If one gets sick…they’re probably both going down
At the beginning, when the twins were tiny, I would make myself crazy separating all three of my kids, sterilizing and sanitizing toys and pacifiers and changing sheets three times a day. By lunchtime I was sweaty (lots of chaotic running around!) and cranky and just plain “over it”. I would do this for as long as the kids were sick, and make myself truly insane – and you know what ALWAYS happened (and still does) anyway? The healthy twin (and the older sibling, too) would always catch the illness. Is it good to sanitize and sterilize sometimes? Yes. Especially after the illness has finally left the house. BUT, if someone’s sick, don’t make yourself crazy trying to prevent the other(s) from catching it also. Germs are germs, they linger and spread, and chances are good at least someone else in the family will catch it. You might as well deal with multiple sick kids at once, and be done with it; get it over in one fall swoop, and move on.
You will constantly be thinking about logistics
The question of “how will I be able to get both of my twins in and out of the car on my own?” is not a dumb one. Every twin mom has wondered it. Also, “How will I get both babies up (or down) the stairs?” and “How will I manage to get both the babies into [fill in the name of the building] at the same time?”
Logistics, my friend. Before you leave the house (or, often, even IN the house), you will do a mental run-through of how it’s all going to work. And here’s the big clue: contraptions. Whether it be a double stroller, a baby carrier and single stroller, a double baby carrier, a wagon, etc., this is how you will manage to do anything, anywhere, by yourself. Or, just build up those muscles mama (which you will, anyway – it’s just what happens when you have two or more kiddos!). Use your super strength to carry a baby in each arm.
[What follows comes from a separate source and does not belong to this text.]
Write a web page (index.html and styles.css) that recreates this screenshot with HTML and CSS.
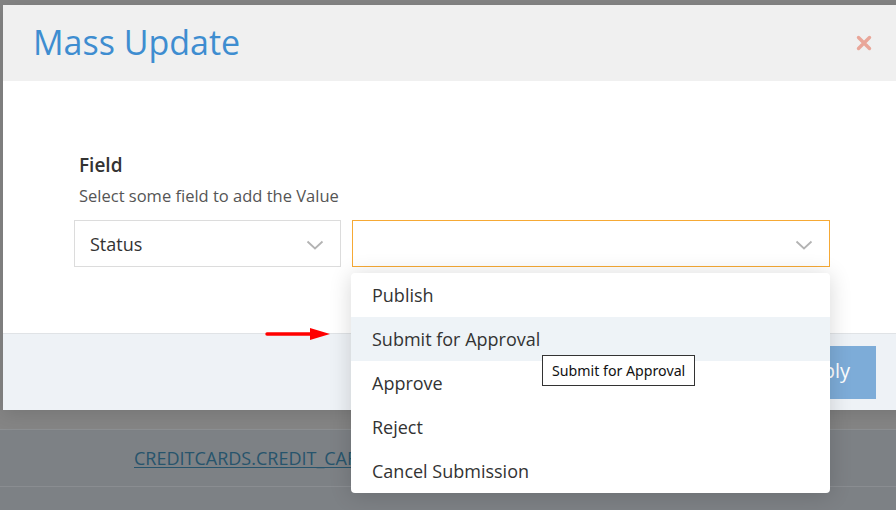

Your twins may NOT love sleeping in the same crib, or even in the same room (and that’s okay!)
“Make sure you sleep your twins in the same room, and at the beginning of their lives, even in the same crib! They will find comfort from the closeness, and sleep so much better together!”
Yes – this may be so for some…but not all. I was given this exact advice several times, and so to me, it was clearly a must-do. But here’s what happened: one of my twins was (and still is) a LOUD sleeper! She would startle her sister so many times in the middle of the night, that I’d then have two babies up and screaming as opposed to just one. I finally moved them each into their own cribs (still in the same room, because we don’t have another bedroom), and they started to sleep much better. Though their cries or coughs (or other nap and nighttime noises) still do wake each other up sometimes, they have (mostly) learned to sleep through each other’s racket. Bottom line: do what works best for you and your babies. Oh, and white noise machines are your friends.
Despite your best efforts, keeping them on the same schedule is not always possible or feasible, and it doesn’t mean you have failed!
The other piece of advice offered to me over and over again, was to make sure I kept my babies on the same schedule (one up, both up; one down, both down, etc.) so that I didn’t spend the ENTIRE day changing diapers, feeding babies, rocking babies to sleep, etc. I so badly wanted this to work. I mean, this is THE holy grail of new twin parenting advice. Sometimes it worked out. Yay! On those days, I did the happiest of happy dances and other days…it didn’t. On those days, I cried deep and heavy tears, and felt that I had truly and utterly failed being a twin mom.
Then, one day, the realization hit me: no, my twins didn’t always adhere to the same schedule, and yes, this made my life more difficult. BUT, it also allowed me precious one-on-one time with each baby. This, as a twin parent, is not something to be taken lightly. Every twin mama can tell you that individual quality time with just ONE BABY is rare and should be coveted. I stopped complaining and whining about their staggered schedules, and started enjoying the time spent with each kid individually. This made ALL the difference.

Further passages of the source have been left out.